Murray was unable to make the good start he desired, double-faulting twice to lose the second game, and his first serve was again a cause for concern. However, for most of the match his shots flowed as he engaged Federer in some fascinating rallies.

After holding to love in his first two service games, Federer was pushed to deuce in the fifth game. He had to fend off two deuces at 4-2, when a break point was awarded to Murray, only to be taken away after Federer informed the umpire that the line judge had actually called a Murray shot wide, albeit softly.

Although broken in the opening game of the second set, Murray worked his way into the match, saving a break point at 3-1 and recovering the break with an unreturnable forehand drive to level for 3-3.

After saving three break points at 4-4, Murray forced Federer to serve to stay in the set. Federer then made the decisive break for 6-5 with a backhand volley, but he had to save a break point before serving the match out for his 31st win a row.

"Andy will become a good player; I am sure of that," Federer said. "I also lost my first final when I made it onto the Tour.
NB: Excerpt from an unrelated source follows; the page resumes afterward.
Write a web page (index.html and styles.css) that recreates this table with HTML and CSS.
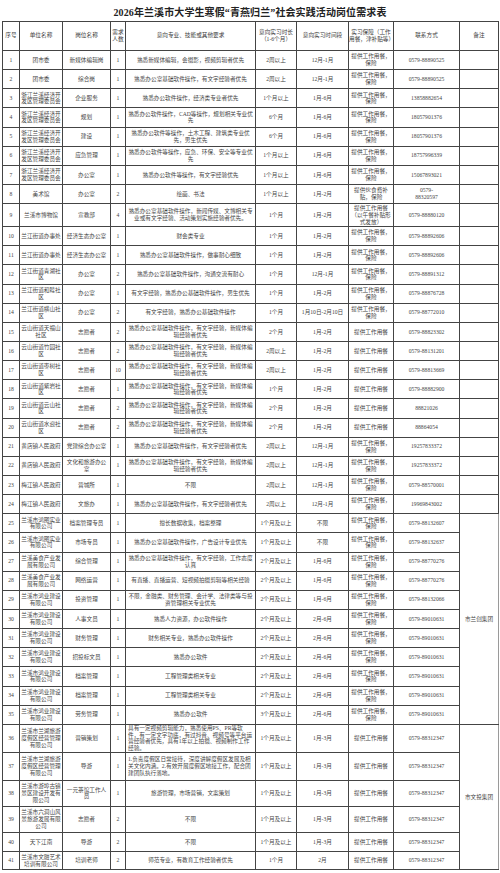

This time he had to face the number one in the world, but it is great experience for him."

Murray said: "I feel good. I played a pretty solid match. I maybe could have returned a little bit better in the first set, but it was always going to be tough. It was intimidating playing a player like Roger who is one of the greatest ever. I was a little nervous at the start, but once I got going it was OK."

Vijay Amritraj, who played tennis for India and had a part in the James Bond film, Octopussy, conducted the on-court television interviews. He wondered if the British press had a licence to kill talent. "I have watched Tim Henman go through it in the last 10 years," Murray said. "I hope they are a bit nicer to me than they were to him."